John Grady— a lover of horses, passionate, rash, strong, stubborn, and, for now, a survivor — joins a long line of memorable characters.

McCarthy adds a great touch to the final scene, just before we see the last of John Grady. He passes some Indians camped on the western plains.

    The indians stood watching him. He could see that none of them spoke among themselves or commented on his riding there nor did they raise a hand in greeting or call out to him. They had no curiosity about him at all. As if they knew all that they needed to know. They stood and watched him pass and watched him vanish upon that landscape solely because he was passing. Solely because he would vanish.
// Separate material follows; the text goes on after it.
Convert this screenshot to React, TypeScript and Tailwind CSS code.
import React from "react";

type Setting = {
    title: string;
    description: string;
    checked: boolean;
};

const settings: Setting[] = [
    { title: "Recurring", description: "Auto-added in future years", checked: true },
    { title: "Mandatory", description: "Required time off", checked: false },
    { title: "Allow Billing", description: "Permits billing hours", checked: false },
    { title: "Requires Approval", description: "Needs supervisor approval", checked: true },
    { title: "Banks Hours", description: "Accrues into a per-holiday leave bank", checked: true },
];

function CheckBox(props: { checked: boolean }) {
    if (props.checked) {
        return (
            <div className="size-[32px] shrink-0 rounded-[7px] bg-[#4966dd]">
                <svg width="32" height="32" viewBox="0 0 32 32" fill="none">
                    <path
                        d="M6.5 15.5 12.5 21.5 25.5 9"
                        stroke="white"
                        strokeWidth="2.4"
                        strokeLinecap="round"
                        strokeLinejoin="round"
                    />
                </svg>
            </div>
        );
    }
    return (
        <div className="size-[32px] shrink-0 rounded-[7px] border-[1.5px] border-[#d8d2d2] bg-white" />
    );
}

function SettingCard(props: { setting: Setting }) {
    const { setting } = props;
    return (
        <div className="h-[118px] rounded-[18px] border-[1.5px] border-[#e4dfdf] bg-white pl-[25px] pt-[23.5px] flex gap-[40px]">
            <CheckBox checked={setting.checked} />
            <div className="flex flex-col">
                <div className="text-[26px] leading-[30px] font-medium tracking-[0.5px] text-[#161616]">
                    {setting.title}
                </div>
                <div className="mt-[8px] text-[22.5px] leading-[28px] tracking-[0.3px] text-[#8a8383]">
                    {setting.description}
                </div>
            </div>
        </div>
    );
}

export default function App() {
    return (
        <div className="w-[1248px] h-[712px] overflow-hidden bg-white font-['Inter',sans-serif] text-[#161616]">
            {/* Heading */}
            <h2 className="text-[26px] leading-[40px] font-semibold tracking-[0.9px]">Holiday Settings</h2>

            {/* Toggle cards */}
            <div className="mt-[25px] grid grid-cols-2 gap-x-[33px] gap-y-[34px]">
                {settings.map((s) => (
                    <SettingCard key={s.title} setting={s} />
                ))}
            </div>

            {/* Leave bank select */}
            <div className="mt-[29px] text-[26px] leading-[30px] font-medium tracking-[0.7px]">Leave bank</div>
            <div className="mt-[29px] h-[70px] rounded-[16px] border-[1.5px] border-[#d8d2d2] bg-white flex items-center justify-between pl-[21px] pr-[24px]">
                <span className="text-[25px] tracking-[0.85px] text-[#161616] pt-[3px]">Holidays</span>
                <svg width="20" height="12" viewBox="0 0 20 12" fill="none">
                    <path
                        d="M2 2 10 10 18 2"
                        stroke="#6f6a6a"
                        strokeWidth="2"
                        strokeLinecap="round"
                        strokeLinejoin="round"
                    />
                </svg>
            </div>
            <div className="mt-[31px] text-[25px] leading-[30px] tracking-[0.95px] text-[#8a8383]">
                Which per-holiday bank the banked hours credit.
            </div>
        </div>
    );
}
The key phrases here are “he was passing” and “he would vanish.” What McCarthy is concluding is that all of us are just passing along, both on and in the landscape, and we all will vanish. The point of the novel is not the myth, or the heroics, or even the survival. Perhaps, like the knight of faith, John Grady does go out each day to fend off evil and try to do good. But in the end he is just passing by.

The final words of the novel — “. . . horse and rider and horse passed on and their long shadows passed in tandem like the shadow of a single being. Passed and paled into the darkening land, the world to come. . . .” — remind us of Katherine Anne Porter’s story of death, “Pale Horse, Pale Rider.” The horse and rider are becoming pale or transparent, like a photo dissolving. The land is “darkening,” signaling not just the end of the day, but the end of the dreams, the end of the old way of life, and, ultimately, death.

We know the novel has circled back to San Angelo from the grandfather’s funeral to Abuela’s funeral. Will John Grady be like all the great uncles who never died in bed or on their own ranch? Or will he find a ranch and turn out more like the man he was named after? A certain sense of doom lingers here at the end. The reader can choose to leave the story with a sense of hope, because of John Grady’s ability to survive. Or the reader can take the signs of fading and darkness to mean John Grady is destined to fade into darkness as well.